Mariusz Błaszczak odwiedził Spałę podczas Zjazdu Klubów "Gazety Polskiej"
Szef MON pojawił się 1 lipca jako jeden z gości XVIII Zjazdu Klubów "Gazety Polskiej" w Spale. W debacie poświęconej bezpieczeństwu narodowemu i modernizacji sił zbrojnych Błaszczak wskazał trzy filary, na których, jak ocenił, opiera się bezpieczeństwo Polski. "Budujemy tym samym nasz potencjał do odstraszania" - zaznaczył minister.
Pierwszy z nich to zwiększenie liczebności Wojska Polskiego. Jak podkreślił, liczebność armii ma znaczenie, co pokazuje wojna na Ukrainie. "Wojsko Polskie musi być liczne, żeby odstraszyć agresora" - przekonywał.
Drugi z filarów to modernizacja techniczna WP i wyposażanie go w "najnowocześniejszy sprzęt". W tym kontekście minister wymienił m.in. czołgi Abrams oraz K2, polskiej produkcji wozy bojowe Borsuk czy koreańskie lekkie samoloty bojowe FA-50 oraz zamówione amerykańskie F-35.
Mariusz Błaszczak poinformował także o trwających negocjacjach ws. zamówienia na 500 zestawów artylerii rakietowej Himars, rozpoczęciu wkrótce budowy fregaty Miecznik w gdyńskiej Stoczni Wojennej oraz zwrócił uwagę na sukces na wojnie na Ukrainie zestawów rakietowych polskiej produkcji - Piorunów.
Minister zaznaczył, że w przypadku dalszych rządów Zjednoczonej Prawicy po jesiennych wyborach, w ciągu dwóch lat Polska będzie mieć najsilniejsze wojska lądowe w Europie. "Przede wszystkim dlatego, żeby odstraszyć agresora. Żeby pokazać, że nie opłaci się zaatakować Polski" - zaznaczył.
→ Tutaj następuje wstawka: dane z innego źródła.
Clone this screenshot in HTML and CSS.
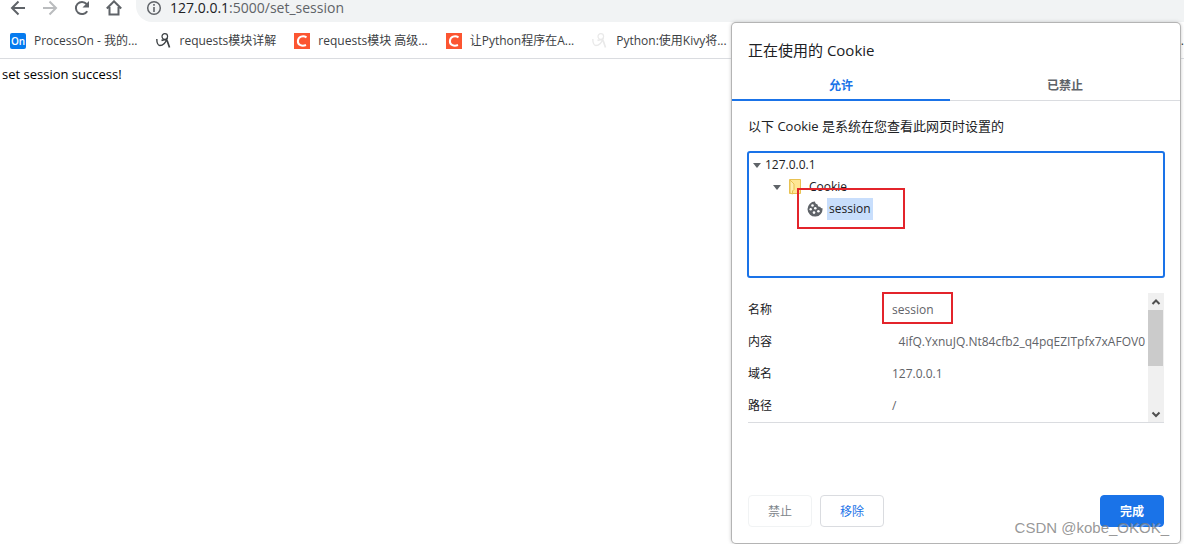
FILE: index.html
```html
<!DOCTYPE html>
<html lang="zh-CN">
<head>
<meta charset="utf-8">
<title>127.0.0.1:5000/set_session</title>
<link rel="stylesheet" href="styles.css">
</head>
<body>
<svg class="defs" aria-hidden="true">
  <symbol id="scribble" viewBox="0 0 16 16"><g fill="none" stroke="currentColor"><circle cx="8.800" cy="3.500" r="2.800" stroke-width="1.200"/><path d="M.8 6c0 3.500 1.200 6.500 3 6.500 3 0 6.500-3 7.500-7.500" stroke-width="1.400"/><path d="M5.500 7.500c2.500-1.200 5-.8 5.700.500.9 1.800 1.300 4 2.300 6.500" stroke-width="1.700"/></g></symbol>
  <symbol id="c-logo" viewBox="0 0 16 16"><path fill="#fc5531" d="M0 0h16v16H0z"/><path d="M12.500 4.300C9 2.200 4.200 3.500 3.900 8c-.2 4.200 4.100 5.500 8.100 4" fill="none" stroke="#fff" stroke-width="2"/></symbol>
  <symbol id="arrow" viewBox="0 0 16 16"><path d="M15 8H2M8.500 1.500 2 8l6.500 6.500" fill="none" stroke="currentColor" stroke-width="2"/></symbol>
</svg>
<header class="toolbar">
  <nav class="nav">
    <button aria-label="后退"><svg><use href="#arrow"/></svg></button>
    <button class="faded" aria-label="前进"><svg class="flip"><use href="#arrow"/></svg></button>
    <button aria-label="重新加载"><svg viewBox="0 0 16 16"><path d="M13.200 11.200A6.100 6.100 0 1 1 12.600 4" fill="none" stroke="currentColor" stroke-width="2"/><path d="M15 1v6.500H8.500z" fill="currentColor"/></svg></button>
    <button aria-label="主页"><svg viewBox="0 0 16 16"><path d="M.8 8.500 8 1.300l7.200 7.200M3.500 7v7.500h9V7" fill="none" stroke="currentColor" stroke-width="2"/></svg></button>
  </nav>
  <div class="address">
    <svg class="info" viewBox="0 0 16 16"><circle cx="8" cy="8" r="6.300" fill="none" stroke="currentColor" stroke-width="1.500"/><path d="M7.200 4h1.600v1.700H7.200zM7.200 7h1.600v5H7.200z" fill="currentColor"/></svg>
    <span><span class="host">127.0.0.1</span>:5000/set_session</span>
  </div>
</header>
<nav class="bookmarks">
  <a href="#"><span class="on-logo">On</span>ProcessOn - 我的...</a>
  <a href="#"><svg><use href="#scribble"/></svg>requests模块详解</a>
  <a href="#"><svg><use href="#c-logo"/></svg>requests模块 高级...</a>
  <a href="#"><svg><use href="#c-logo"/></svg>让Python程序在A...</a>
  <a href="#"><svg class="pale"><use href="#scribble"/></svg>Python:使用Kivy将...</a>
  <span class="more">.</span>
</nav>
<main class="page">set session success!</main>

<section class="dialog" role="dialog" aria-labelledby="title">
  <h1 id="title">正在使用的 Cookie</h1>
  <div class="tabs" role="tablist">
    <button class="tab active" role="tab" aria-selected="true">允许</button>
    <button class="tab" role="tab" aria-selected="false">已禁止</button>
  </div>
  <div class="content">
    <p class="intro">以下 Cookie 是系统在您查看此网页时设置的</p>
    <div class="tree" role="tree">
      <div class="node" role="treeitem"><i class="caret"></i><span>127.0.0.1</span></div>
      <div class="node level2" role="treeitem"><i class="caret"></i>
        <svg class="folder" viewBox="0 0 12 16"><path d="M.5.500h11v14H.5z" fill="#ffe694" stroke="#e8c252"/><path d="M1 1l4 4v5.500L3.500 12v3L1 14z" fill="#ffeeb0" stroke="#e8c252"/></svg>
        <span>Cookie</span></div>
      <div class="node level3" role="treeitem" aria-selected="true">
        <svg class="cookie" viewBox="0 0 16 16"><path d="M8 .6c.1 1.800 1 2.700 2.600 2.800.1 1.600 1.100 2.500 2.600 2.300.4 1.100 1.200 1.500 2.300 1.600A7.500 7.500 0 1 1 8 .6z" fill="#5f6368"/><g fill="#fff"><circle cx="5.500" cy="4.500" r="1.300"/><circle cx="3.700" cy="8.300" r="1.200"/><circle cx="8.300" cy="7.300" r="1.300"/><circle cx="7" cy="11.600" r="1.300"/><circle cx="11.400" cy="10.300" r="1.300"/></g></svg>
        <span class="selected">session</span></div>
      <span class="mark mark-tree"></span>
    </div>
    <div class="details">
      <dl>
        <dt>名称</dt><dd><span>session</span><span class="mark mark-name"></span></dd>
        <dt>内容</dt><dd class="clip"><span>4ifQ.YxnuJQ.Nt84cfb2_q4pqEZITpfx7xAFOV0</span></dd>
        <dt>域名</dt><dd>127.0.0.1</dd>
        <dt>路径</dt><dd>/</dd>
      </dl>
      <div class="scrollbar">
        <button aria-label="向上滚动"><svg viewBox="0 0 16 16"><path d="m4.500 10 3.500-3.500 3.500 3.500" fill="none" stroke="currentColor" stroke-width="2"/></svg></button>
        <div class="track"><div class="thumb"></div></div>
        <button aria-label="向下滚动"><svg viewBox="0 0 16 16"><path d="m4.500 6.500 3.500 3.500 3.500-3.500" fill="none" stroke="currentColor" stroke-width="2"/></svg></button>
      </div>
    </div>
    <footer>
      <button class="btn" disabled>禁止</button>
      <button class="btn">移除</button>
      <button class="btn primary">完成</button>
    </footer>
  </div>
  <span class="watermark">CSDN @kobe_OKOK_</span>
</section>
</body>
</html>
```
FILE: styles.css
```css
* { box-sizing: border-box; }
body {
  margin: 0;
  min-height: 100vh;
  position: relative;
  overflow: hidden;
  background: #fff;
  color: #202124;
  font: 12px/16px "Open Sans", "Noto Sans CJK SC", sans-serif;
}
button { font: inherit; color: inherit; border: 0; padding: 0; background: none; }
svg { width: 16px; height: 16px; display: block; flex: none; }
.defs { position: absolute; width: 0; height: 0; }

.toolbar { display: flex; height: 22px; align-items: flex-start; }
.nav { display: flex; gap: 16px; padding-left: 10px; width: 136px; flex: none; color: #5f6368; }
.faded { color: #babcbe; }
.flip { transform: scaleX(-1); }
.address {
  flex: 1;
  height: 22px;
  display: flex;
  gap: 8px;
  padding-left: 10px;
  background: #f1f3f4;
  border-bottom-left-radius: 16px;
  color: #5f6368;
  font-size: 14px;
}
.host { color: #202124; }

.bookmarks {
  display: flex;
  align-items: center;
  height: 37px;
  padding: 1px 0 0 10px;
  border-bottom: 1px solid #dadce0;
  gap: 18px;
}
.bookmarks a {
  display: flex;
  align-items: center;
  gap: 8px;
  color: #3c4043;
  text-decoration: none;
  white-space: nowrap;
}
.on-logo {
  width: 16px;
  height: 16px;
  border-radius: 2px;
  background: #067bef;
  color: #fff;
  font-size: 10px;
  font-weight: 600;
  text-align: center;
}
.pale { color: #e9e9e9; }
.more { margin-left: auto; }
.page { padding: 7px 2px; font-size: 13px; color: #000; }

.dialog {
  position: absolute;
  top: 23px;
  right: 4px;
  bottom: 1px;
  width: 448px;
  display: flex;
  flex-direction: column;
  background: #fff;
  border-radius: 4px;
  box-shadow: 0 0 0 1px #b4b4b4, 0 0 4px #aaa;
}
h1 { margin: 0; padding: 15px 16px 0; font-size: 15px; line-height: 24px; font-weight: 400; }
.tabs { display: flex; margin-top: 7px; border-bottom: 1px solid #dadce0; }
.tab {
  flex: 1;
  height: 32px;
  margin-bottom: -1px;
  padding-top: 4px;
  border-bottom: 2px solid transparent;
  font-weight: 600;
  color: #5f6368;
}
.tab.active { flex: 0 0 218px; color: #1a73e8; border-color: #1a73e8; }
.content { flex: 1; display: flex; flex-direction: column; padding: 16px; }
.intro { margin: 0 0 16px; font-size: 13px; line-height: 18px; }
.tree {
  position: relative;
  height: 127px;
  margin: 0 -1px;
  padding: 1px 4px;
  border: 2px solid #1a73e8;
  border-radius: 3px;
}
.node { display: flex; align-items: center; height: 22px; gap: 4px; }
.level2 { padding-left: 20px; gap: 8px; }
.level3 { padding-left: 54px; }
.selected { padding: 3px 2px; background: #c8defc; }
.caret { border: 4px solid transparent; border-top: 5px solid #5f6368; border-bottom: 0; }
.folder { width: 12px; }
.mark { position: absolute; border: 2px solid #e3242b; }
.mark-tree { left: 48px; top: 35px; width: 108px; height: 41px; }
.details { display: flex; margin-top: 15px; height: 130px; border-bottom: 1px solid #dadce0; }
dl {
  flex: 1;
  min-width: 0;
  margin: 0;
  display: grid;
  grid-template-columns: 144px 1fr;
  grid-auto-rows: 32px;
  align-items: center;
  padding: 1px 3px 0 0;
}
dd { margin: 0; position: relative; min-width: 0; color: #5f6368; }
.clip { display: flex; justify-content: flex-end; overflow: hidden; }
.mark-name { left: -10px; top: -10px; width: 71px; height: 32px; }
.scrollbar { width: 16px; display: flex; flex-direction: column; background: #f0f0f0; color: #505050; }
.scrollbar button { height: 17px; }
.track { flex: 1; }
.thumb { width: 15px; height: 56px; background: #cbcbcb; }
footer { display: flex; gap: 8px; margin-top: auto; }
.btn {
  width: 64px;
  height: 32px;
  padding-top: 2px;
  border: 1px solid #dadce0;
  border-radius: 4px;
  color: #1a73e8;
}
.btn:disabled { color: #80868b; border-color: #f1f3f4; }
.btn.primary { margin-left: auto; color: #fff; background: #1a73e8; border-color: #1a73e8; font-weight: 600; }
.watermark {
  position: absolute;
  right: 11px;
  bottom: 5px;
  font: 15px/20px "Liberation Sans", sans-serif;
  color: rgba(125, 125, 125, 0.8);
  text-shadow: 1px 1px 0 rgba(255, 255, 255, 0.4);
}
```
Szef MON podkreślił także, że zapewnienie bezpieczeństwa Polsce to zadanie przede wszystkim polskiego wojska. "My nie powierzamy obrony Polski nikomu innemu, nie opieramy się na tym, że ktoś nas samych będzie bronił zamiast nas. Nie - to Wojsko Polskie będzie nas broniło, gdyby do takiej sytuacji doszło" - wyjaśnił.